When I was in the Netherlands, I visited Dawn Aerospace, an incredible space transportation and satellite propulsion business, founded by two New Zealand brothers and their three European friends. With operations also out of Canterbury, it is doing remarkable things, moving satellites around in space and deploying a reusable space plane.
Finally, it’s great that Kiwi digital businesses, whether SaaS providers or fintech firms, can benefit from New Zealand having gained EU data adequacy status, which means personal data can flow freely between our jurisdictions without additional compliance burdens.
Ladies and gentlemen, it is in the New Zealand character to be outward focused and open to new ideas.

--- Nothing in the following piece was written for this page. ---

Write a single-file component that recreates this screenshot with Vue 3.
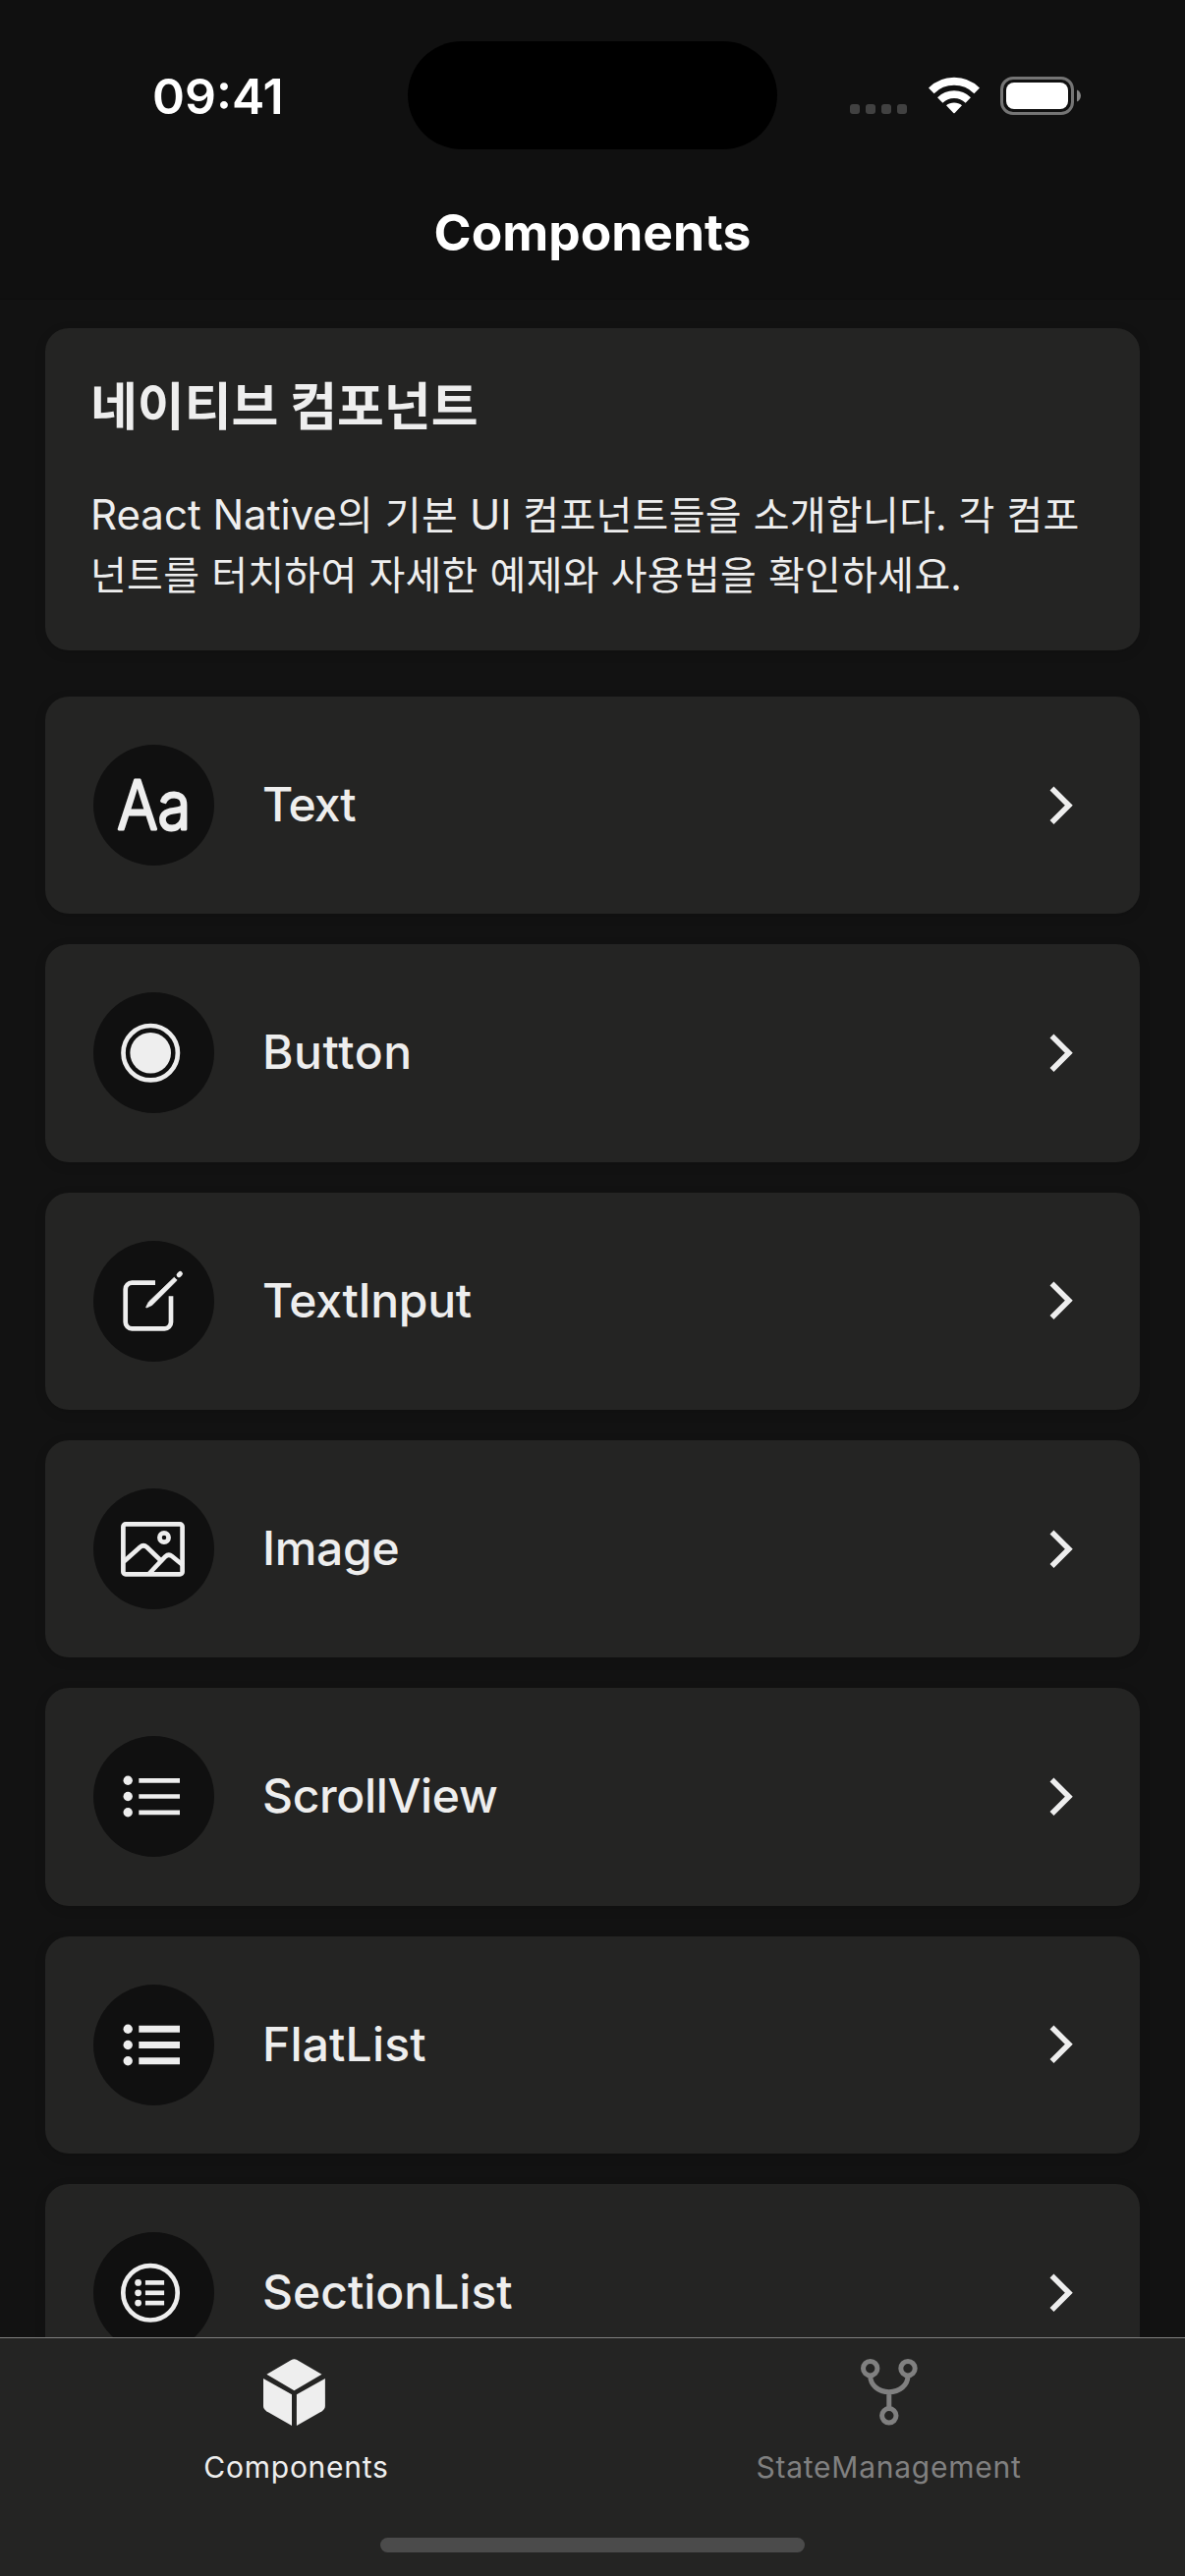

We will continue to work with Europe on the latest ideas that power 21st century open economies, including in areas like digital government and the safe and responsible use of artificial intelligence.
In wrapping up today, I offer this vision: a future where New Zealand and the European Union are not just trading partners — but innovation partners, principled partners, and strategic partners.
A future where our businesses thrive, our people prosper, and our shared values shape the global economy.
Let’s build that future together.
Thank you. Merci. Danke. Grazie. Kia ora.